The Department of Energy last week finished a final design review on a multibillion-dollar program to homogenize four versions of the existing B61 nuclear gravity bomb, the Department of Energy’s National Nuclear Security Administration said.
“Production qualification activities at Pantex will begin in October 2018, which will enable Phase 6.5 First Production authorization in September 2019,” according to a Sept. 28 NNSA press release. “The program remains on track for First Production Unit in March 2020.”
The design review took place from Sept. 10-14 at the Sandia National Laboratories in Albuquerque, N.M., during which a team of 12 reviewed three years of data and tests related to the B61 program, as well as the procedures to be followed at NNSA’s Pantex Plant in Amarillo, Texas, where the new version of the bomb will be assembled.
Versions of the B61, the oldest deployed weapon in the U.S. nuclear arsenal, have been deployed since the 1968, according to the Department of Energy. The nongovernmental Federation of American Scientists estimates there are about 500 B61 bombs in the U.S. arsenal, including all variants. It estimates 150 are deployed in Europe with U.S. allies.
The B61-12 life-extension program will homogenize four versions of the nuclear-armed gravity bomb into a single weapon, which would be carried by five different Air Force aircraft. It received nearly $790 million in the current federal budget and will get about $795 million for fiscal 2019, under an appropriations bill signed Sept. 21. The Federation of American Scientists estimates the NNSA will build some 480 B61-12 bombs.

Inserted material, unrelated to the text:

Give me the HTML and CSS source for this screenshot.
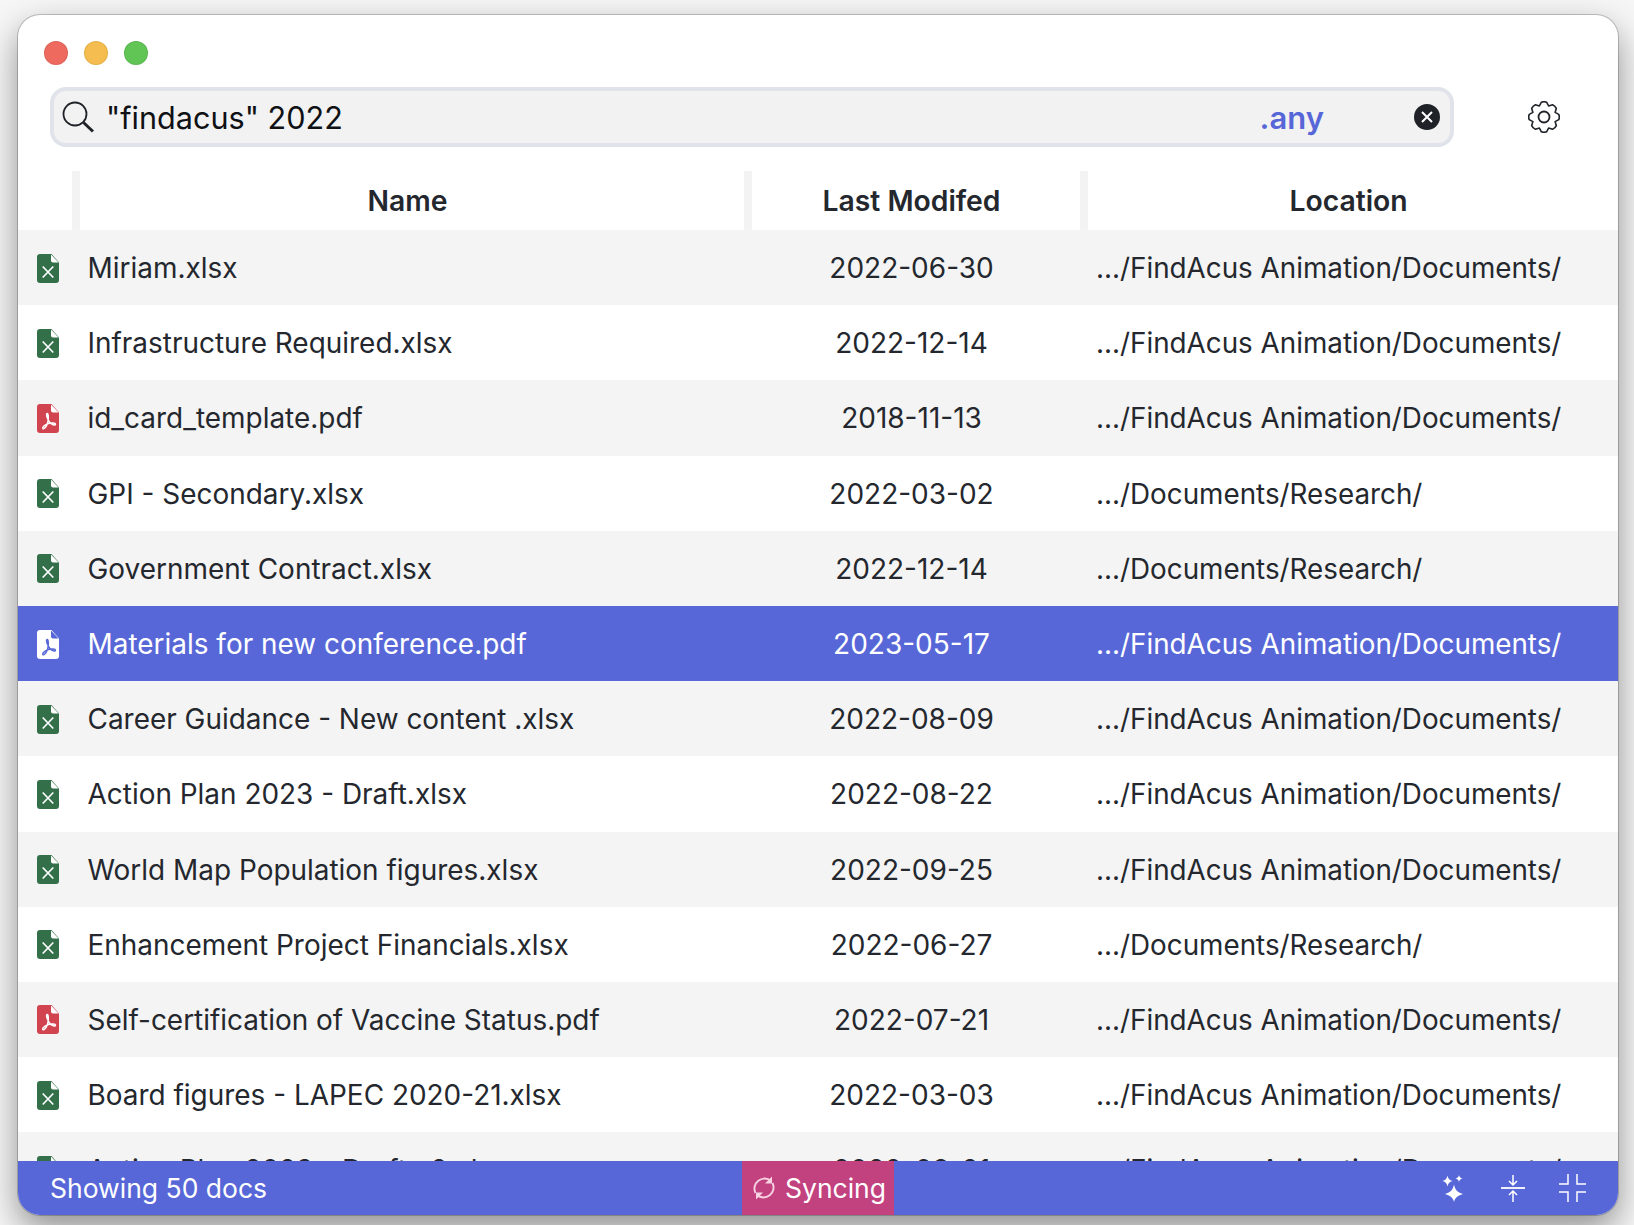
FILE: index.html
```html
<!DOCTYPE html>
<html lang="en">
<head>
    <meta charset="UTF-8">
    <title>FindAcus</title>
    <link rel="stylesheet" href="styles.css">
</head>
<body>
    <svg class="defs" width="0" height="0">
        <symbol id="doc-xlsx" viewBox="0 0 22 29">
            <path d="M3 0h11.500L22 8.500V26a3 3 0 0 1-3 3H3a3 3 0 0 1-3-3V3a3 3 0 0 1 3-3z" fill="#33704a"/>
            <path d="M14 .5 21.500 8.500h-5.500a2 2 0 0 1-2-2z" fill="#fff"/>
            <path d="M5.700 12.500 16.300 23.500M16.300 12.500 5.700 23.500" stroke="#fff" stroke-width="1.700" fill="none"/>
        </symbol>
        <symbol id="doc-pdf" viewBox="0 0 22 29">
            <path d="M3 0h11.500L22 8.500V26a3 3 0 0 1-3 3H3a3 3 0 0 1-3-3V3a3 3 0 0 1 3-3z" fill="#d1444f"/>
            <path d="M14 .5 21.500 8.500h-5.500a2 2 0 0 1-2-2z" fill="#fff"/>
            <path d="M10.300 9.500c-1 0-1 2 .3 5 1.200 2.800 3.500 6 6.400 6.500 2 .3 2-1.800-.5-1.900-3.500-.2-8 1.200-10 3.500-1.500 1.700-.5 3 1 1.700 2.200-2 3.800-6.500 3.800-10.800 0-2.500-.3-4-1-4z" stroke="#fff" stroke-width="1.500" fill="none"/>
        </symbol>
        <symbol id="doc-pdf-sel" viewBox="0 0 22 29">
            <path d="M3 0h11.500L22 8.500V26a3 3 0 0 1-3 3H3a3 3 0 0 1-3-3V3a3 3 0 0 1 3-3z" fill="#fff"/>
            <path d="M14 .5 21.500 8.500h-5.500a2 2 0 0 1-2-2z" fill="#5767d8"/>
            <path d="M10.300 9.500c-1 0-1 2 .3 5 1.200 2.800 3.500 6 6.400 6.500 2 .3 2-1.800-.5-1.900-3.500-.2-8 1.200-10 3.500-1.500 1.700-.5 3 1 1.700 2.200-2 3.800-6.500 3.800-10.800 0-2.500-.3-4-1-4z" stroke="#5767d8" stroke-width="1.500" fill="none"/>
        </symbol>
    </svg>

    <div class="window">
        <div class="lights">
            <span class="light red"></span>
            <span class="light yellow"></span>
            <span class="light green"></span>
        </div>

        <div class="toolbar">
            <div class="search">
                <svg class="search-icon" viewBox="0 0 32 32" width="32" height="32">
                    <circle cx="13" cy="13" r="11.500" fill="none" stroke="#1f2328" stroke-width="1.800"/>
                    <path d="M21.500 21.500 31 30.500" stroke="#1f2328" stroke-width="3" fill="none"/>
                </svg>
                <span class="query">"findacus" 2022</span>
                <span class="scope">.any</span>
                <svg class="clear" viewBox="0 0 26 26" width="26" height="26">
                    <circle cx="13" cy="13" r="13" fill="#1f2328"/>
                    <path d="M8 8 18 18M18 8 8 18" stroke="#fff" stroke-width="2" fill="none"/>
                </svg>
            </div>
            <svg class="gear" viewBox="0 0 32 32" width="32" height="32">
                <path d="M11.410 4.910 13.400 1.230Q16 .2 18.600 1.230L20.590 4.910 24.600 3.710Q27.170 4.830 28.290 7.400L27.090 11.410 30.770 13.400Q31.800 16 30.770 18.600L27.090 20.590 28.290 24.600Q27.170 27.170 24.600 28.290L20.590 27.090 18.600 30.770Q16 31.800 13.400 30.770L11.410 27.090 7.400 28.290Q4.830 27.170 3.710 24.600L4.910 20.590 1.230 18.600Q.2 16 1.230 13.400L4.910 11.410 3.710 7.400Q4.830 4.830 7.400 3.710z" fill="none" stroke="#1f2328" stroke-width="1.600" stroke-linejoin="round"/>
                <circle cx="16" cy="16" r="5.500" fill="none" stroke="#1f2328" stroke-width="1.800"/>
            </svg>
        </div>

        <div class="header">
            <div class="col-icon"></div>
            <div class="col-name">Name</div>
            <div class="col-date">Last Modifed</div>
            <div class="col-loc">Location</div>
        </div>

        <div class="rows">
            <div class="row"><svg class="doc"><use href="#doc-xlsx"/></svg><div class="name">Miriam.xlsx</div><div class="date">2022-06-30</div><div class="loc">.../FindAcus Animation/Documents/</div></div>
            <div class="row"><svg class="doc"><use href="#doc-xlsx"/></svg><div class="name">Infrastructure Required.xlsx</div><div class="date">2022-12-14</div><div class="loc">.../FindAcus Animation/Documents/</div></div>
            <div class="row"><svg class="doc"><use href="#doc-pdf"/></svg><div class="name">id_card_template.pdf</div><div class="date">2018-11-13</div><div class="loc">.../FindAcus Animation/Documents/</div></div>
            <div class="row"><svg class="doc"><use href="#doc-xlsx"/></svg><div class="name">GPI - Secondary.xlsx</div><div class="date">2022-03-02</div><div class="loc">.../Documents/Research/</div></div>
            <div class="row"><svg class="doc"><use href="#doc-xlsx"/></svg><div class="name">Government Contract.xlsx</div><div class="date">2022-12-14</div><div class="loc">.../Documents/Research/</div></div>
            <div class="row selected"><svg class="doc"><use href="#doc-pdf-sel"/></svg><div class="name">Materials for new conference.pdf</div><div class="date">2023-05-17</div><div class="loc">.../FindAcus Animation/Documents/</div></div>
            <div class="row"><svg class="doc"><use href="#doc-xlsx"/></svg><div class="name">Career Guidance - New content .xlsx</div><div class="date">2022-08-09</div><div class="loc">.../FindAcus Animation/Documents/</div></div>
            <div class="row"><svg class="doc"><use href="#doc-xlsx"/></svg><div class="name">Action Plan 2023 - Draft.xlsx</div><div class="date">2022-08-22</div><div class="loc">.../FindAcus Animation/Documents/</div></div>
            <div class="row"><svg class="doc"><use href="#doc-xlsx"/></svg><div class="name">World Map Population figures.xlsx</div><div class="date">2022-09-25</div><div class="loc">.../FindAcus Animation/Documents/</div></div>
            <div class="row"><svg class="doc"><use href="#doc-xlsx"/></svg><div class="name">Enhancement Project Financials.xlsx</div><div class="date">2022-06-27</div><div class="loc">.../Documents/Research/</div></div>
            <div class="row"><svg class="doc"><use href="#doc-pdf"/></svg><div class="name">Self-certification of Vaccine Status.pdf</div><div class="date">2022-07-21</div><div class="loc">.../FindAcus Animation/Documents/</div></div>
            <div class="row"><svg class="doc"><use href="#doc-xlsx"/></svg><div class="name">Board figures - LAPEC 2020-21.xlsx</div><div class="date">2022-03-03</div><div class="loc">.../FindAcus Animation/Documents/</div></div>
            <div class="row"><svg class="doc"><use href="#doc-xlsx"/></svg><div class="name">Action Plan 2023 - Draft v2.xlsx</div><div class="date">2022-08-21</div><div class="loc">.../FindAcus Animation/Documents/</div></div>
        </div>

        <div class="footer">
            <div class="count">Showing 50 docs</div>
            <div class="sync">
                <svg viewBox="0 0 24 24" width="24" height="24" fill="none" stroke="#f7d3e3" stroke-width="1.900">
                    <path d="M19 5A10 10 0 0 0 3.500 17"/>
                    <path d="M5 19A10 10 0 0 0 20.500 7"/>
                    <path d="M20 .5v7h-7z" fill="#f7d3e3" stroke="none"/>
                    <path d="M4 23.500v-7h7z" fill="#f7d3e3" stroke="none"/>
                </svg>
                <span>Syncing</span>
            </div>
            <div class="actions">
                <svg class="sparkles" viewBox="0 0 21 27" width="21" height="27" fill="#fff">
                    <path d="M12 9.500c1 5 3 7.500 9 9.500-6 2-8 4-9 8-1-4-3-6-9-8 6-2 8-4.500 9-9.500z"/>
                    <path d="M5.500 .5c.5 3 1.800 4.500 5 5.500-3.200 1-4.500 2.500-5 5.500C5 8.500 3.700 7 .5 6c3.200-1 4.500-2.500 5-5.500z"/>
                    <path d="M17 0c.4 2 1.200 2.800 3.500 3.500-2.300.7-3.100 1.500-3.500 3.500-.4-2-1.200-2.800-3.500-3.500C15.800 2.800 16.600 2 17 0z"/>
                </svg>
                <svg class="squeeze" viewBox="0 0 24 28" width="24" height="28" fill="none" stroke="#fff" stroke-width="1.500">
                    <path d="M0 14h24" stroke-width="1.800"/>
                    <path d="M12 1v10M8 7l4 4 4-4"/>
                    <path d="M12 28V17M8 21l4-4 4 4"/>
                </svg>
                <svg class="shrink" viewBox="0 0 27 28" width="27" height="28" fill="none" stroke="#fff" stroke-width="1.500">
                    <path d="M0 10h9V0M18 0v10h9M0 18h9v10M18 28V18h9"/>
                </svg>
            </div>
        </div>
    </div>
</body>
</html>
```

FILE: styles.css
```css
* {
    margin: 0;
    padding: 0;
    box-sizing: border-box;
}

html, body {
    height: 100%;
}

body {
    width: 1634px;
    height: 1225px;
    padding: 15px 16px 10px 18px;
    background-color: #f6f6f6;
    font-family: "Inter", sans-serif;
    color: #24282e;
    overflow: hidden;
}

.defs {
    position: absolute;
}

.window {
    display: flex;
    flex-direction: column;
    width: 1600px;
    height: 1200px;
    background-color: #fff;
    border-radius: 22px;
    overflow: hidden;
    box-shadow: 0 0 0 1px rgba(0, 0, 0, 0.2), 0 14px 34px rgba(0, 0, 0, 0.42);
}

/* title bar */
.lights {
    display: flex;
    gap: 16px;
    padding: 26px 0 0 26px;
    height: 60px;
}

.light {
    width: 24px;
    height: 24px;
    border-radius: 50%;
    border: 1px solid rgba(0, 0, 0, 0.08);
}

.red { background-color: #ee6a5f; }
.yellow { background-color: #f5bd4f; }
.green { background-color: #61c555; }

.toolbar {
    display: flex;
    align-items: flex-start;
    height: 96px;
    padding: 12px 0 0 32px;
}

.search {
    display: flex;
    align-items: center;
    width: 1404px;
    height: 60px;
    padding: 0 10px 0 8px;
    background-color: #f2f2f2;
    border: 4px solid #e0e3e9;
    border-radius: 16px;
}

.search-icon {
    flex: none;
}

.query {
    flex: 1;
    margin-left: 12px;
    font-size: 30.6px;
    color: #0f1114;
}

.scope {
    margin-right: 90px;
    font-size: 31px;
    font-weight: 600;
    color: #5767d8;
}

.gear {
    margin: 14px 0 0 74px;
}

/* table */
.header {
    display: grid;
    grid-template-columns: 54px 672px 336px 1fr;
    height: 59px;
    font-size: 28.300px;
    font-weight: 600;
    text-align: center;
    line-height: 60px;
}

.col-name, .col-date, .col-loc {
    padding-right: 9px;
    border-left: 8px solid #f3f3f3;
}

.rows {
    flex: 1;
    overflow: hidden;
}

.row {
    display: grid;
    grid-template-columns: 69.500px 658.500px 335px 1fr;
    align-items: center;
    height: 75.2px;
    padding-top: 1px;
    font-size: 27.800px;
}

.row:nth-child(odd) {
    background-color: #f4f4f4;
}

.row.selected {
    background-color: #5767d8;
    color: #fff;
}

.doc {
    width: 22px;
    height: 29px;
    margin-left: 19px;
}

.name {
    font-size: 27.950px;
}

.date {
    padding-right: 4px;
    font-size: 28px;
    text-align: center;
}

.loc {
    padding-left: 15px;
}

.footer {
    display: flex;
    align-items: center;
    height: 54px;
    background-color: #5767d8;
    color: #fff;
    font-size: 26.500px;
}

.count {
    width: 724px;
    padding-left: 32px;
}

.sync {
    display: flex;
    align-items: center;
    gap: 9px;
    height: 100%;
    width: 152px;
    padding-left: 10px;
    background-color: #c2417f;
}

.actions {
    display: flex;
    align-items: center;
    margin-left: auto;
    padding-right: 32px;
}

.squeeze {
    margin: 0 34px 0 38px;
}
```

In its 2018 Stockpile Stewardship and Management Plan, the agency estimated the B61-12 program will cost about $8.3 billion and take until fiscal 2025 to complete. That includes some $650 million in costs kept outside the B61-12 life extension program. The agency’s internal Cost Estimation and Program Evaluation office has said the program could cost a total of roughly $10 billion to complete by fiscal 2027, according to a May 31 GAO review.
The life-extension program began development and engineering in 2015, but the NNSA and the Pentagon had been studying an upgrade for the aged gravity bomb for years before that.